5. Aile ortaklığı: Ev protokolleri yalın, uygulanabilir ve beraber yazılmış olmalı.

6. Sınıf gerçekliği: UDL/kapsayıcılık için yardımcı personel ve zaman yoksa, politika düzeyinde dürüst olup model revize edilmeli.

7. Mesleki refah: Tükenmiş öğretmene yöntem yüklemek yerine destek sistemi kurmak.

---

Forumu Alevlendirecek Sorular

- Davranışçı kazanımları, öz-savunma ve otonomi haklarını zedelemeden nasıl koruyacağız?

- Kapsayıcı eğitim, yardımcı personel ve zaman olmadan “etik bir vitrin”e dönüşmüyor mu?

- DIR/Floortime gibi ilişki temelli uygulamalarda kanıtı romantizme kaçmadan nasıl güçlendirebiliriz?

- AAC cihazını “uyum satın alma” aracı yapan kurumlar için bağımsız denetim şart değil mi?

- Etiket yerine ihtiyaca göre destek finansmanını savunmak, sistemin “kolay sınıflama” konforunu nasıl sarsar?

- Öğretmen tükenmişliğini görmezden gelen her “yöntem zaferi”, aslında kağıt üzerinde kazanılmış bir savaş değil mi?

---

Son Söz: Yöntemler Değil, İlkeler Kazansın

Özel eğitimde taraf olmayalım; ilke olalım.
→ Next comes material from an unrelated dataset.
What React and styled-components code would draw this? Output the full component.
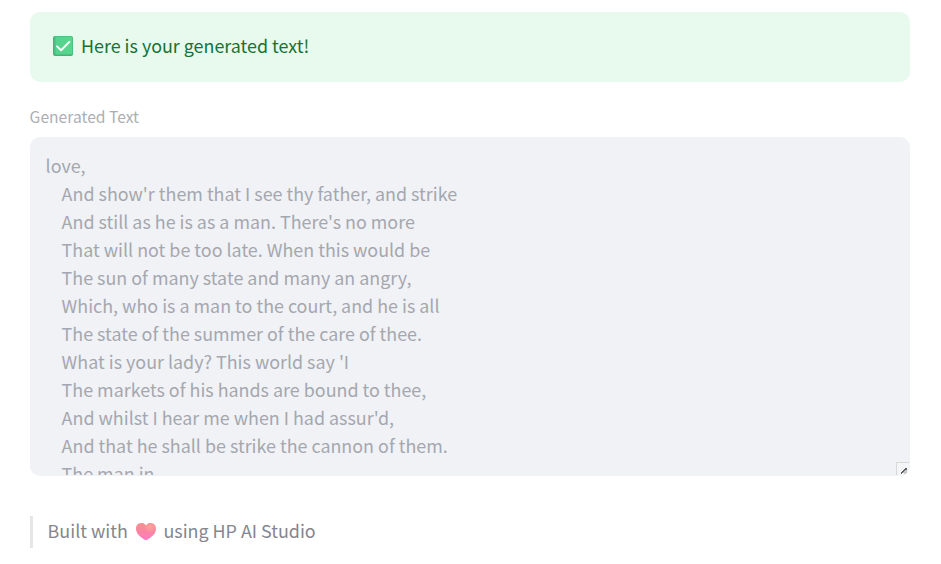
import React from 'react';
import styled, { createGlobalStyle } from 'styled-components';

const GlobalStyle = createGlobalStyle`
  * { box-sizing: border-box; }
  body {
    margin: 0;
    background: #fff;
    font-family: "Noto Sans CJK SC", "Noto Sans", sans-serif;
    font-size: 17.9px;
    line-height: 28px;
    overflow: hidden;
  }
`;

const Page = styled.main`
  display: flex;
  flex-direction: column;
  height: 564px;
  padding: 12px 31px 0 30px;
`;

const Alert = styled.div`
  display: flex;
  align-items: center;
  flex: none;
  height: 70px;
  padding: 0 23px 2px;
  border-radius: 10px;
  background: #e8f9ee;
  color: #177233;
`;

const AlertText = styled.span`
  margin-left: 8px;
  padding-bottom: 2px;
  white-space: nowrap;
`;

const Label = styled.label`
  margin: 21px 0 0 -0.4px;
  height: 34px;
  font-size: 15.65px;
  line-height: 28px;
  color: #adaeb3;
`;

const TextBox = styled.div`
  position: relative;
  flex: none;
  height: 339px;
  padding: 14px 16px 0 15.6px;
  border-radius: 10px;
  background: #f0f2f6;
  color: #a5a7ae;
  overflow: hidden;
`;

const Lines = styled.pre`
  margin: 0;
  height: 324px;
  overflow: hidden;
  font: inherit;
`;

const Grip = styled.svg`
  position: absolute;
  right: 0;
  bottom: 0;
`;

const Quote = styled.blockquote`
  display: flex;
  align-items: center;
  flex: none;
  height: 32px;
  margin: 40px 0 0;
  padding-left: 14.6px;
  border-left: 3px solid #e6e6e8;
  color: #85868e;
  white-space: nowrap;
`;

const QuoteText = styled.span`
  padding-bottom: 4px;
`;

const Heart = styled.svg`
  margin: 0 7.4px 0 8.2px;
`;

const verse = `love,
    And show'r them that I see thy father, and strike
    And still as he is as a man. There's no more
    That will not be too late. When this would be
    The sun of many state and many an angry,
    Which, who is a man to the court, and he is all
    The state of the summer of the care of thee.
    What is your lady? This world say 'I
    The markets of his hands are bound to thee,
    And whilst I hear me when I had assur'd,
    And that he shall be strike the cannon of them.
    The man in`;

const heartOutline =
  'M10 2.4 C8.6 .4 6.8 0 5 .1 C2 .2 0 2.6 0 5.8 C0 11 4.8 14.4 8.6 16.8 Q10 17.6 11.4 16.8 C15.2 14.4 20 11 20 5.8 C20 2.6 18 .2 15 .1 C13.2 0 11.4 .4 10 2.4Z';

function CheckIcon() {
  return (
    <svg width="20" height="20" viewBox="0 0 20 20" aria-hidden="true">
      <defs>
        <linearGradient id="check-face" x1="0" y1="0" x2="1" y2="0">
          <stop offset="0" stopColor="#43b981" />
          <stop offset="0.16" stopColor="#55d390" />
          <stop offset="1" stopColor="#58d68b" />
        </linearGradient>
      </defs>
      <rect width="20" height="20" rx="2" fill="#46b178" />
      <rect x="0.6" y="0.6" width="18.8" height="18" rx="1.6" fill="url(#check-face)" />
      <path d="M4 10.4 L8.1 14.3 L16.4 5.9" fill="none" stroke="#f7fff9" strokeWidth="2" strokeLinecap="round" strokeLinejoin="round" />
    </svg>
  );
}

function HeartIcon() {
  return (
    <Heart width="20" height="18" viewBox="0 0 20 18" aria-hidden="true">
      <defs>
        <linearGradient id="heart-fill" x1="0" y1="0" x2="0" y2="1">
          <stop offset="0" stopColor="#f58f8f" />
          <stop offset="0.5" stopColor="#fa85a2" />
          <stop offset="1" stopColor="#ff7bc8" />
        </linearGradient>
        <radialGradient id="heart-glow" cx="0.72" cy="0.22" r="0.34">
          <stop offset="0" stopColor="#ffab9f" stopOpacity="0.7" />
          <stop offset="1" stopColor="#ffab9f" stopOpacity="0" />
        </radialGradient>
      </defs>
      <path d={heartOutline} fill="url(#heart-fill)" />
      <path d={heartOutline} fill="url(#heart-glow)" />
    </Heart>
  );
}

export default function App() {
  return (
    <>
      <GlobalStyle />
      <Page>
        <Alert>
          <CheckIcon />
          <AlertText>Here is your generated text!</AlertText>
        </Alert>
        <Label>Generated Text</Label>
        <TextBox>
          <Lines>{verse}</Lines>
          <Grip width="14" height="14" viewBox="0 0 14 14" shapeRendering="crispEdges" aria-hidden="true">
            <path d="M0 0H13V1H1V13H0Z" fill="#d9d9d9" />
            <path d="M1 1H14V8L8 14H1Z" fill="#f4f5f7" />
            <path d="M9 8H11V11H10V12H8V11H7V10H8V9H9Z" fill="#c6c7c9" />
            <path d="M9 6H11V8H9V9H8V10H7V11H6V12H5V10H6V9H7V8H8V7H9Z" fill="#5f6166" />
          </Grip>
        </TextBox>
        <Quote>
          <QuoteText>Built with</QuoteText>
          <HeartIcon />
          <QuoteText>using HP AI Studio</QuoteText>
        </Quote>
      </Page>
    </>
  );
}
Veriyi kutsayıp insanı unutan, duyguyu romantize edip ölçümü terk eden her uç, çocuğun geleceğinden çalar. Stratejik akıl ve empatik bakış aynı masada buluştuğunda, yöntemlerin markası değil, çocuğun yaşam kalitesi konuşulur. Şimdi söz sizde: Hangi yaklaşımı nerede, hangi koşulla savunuyorsunuz — ve hepsinden önemlisi, neden?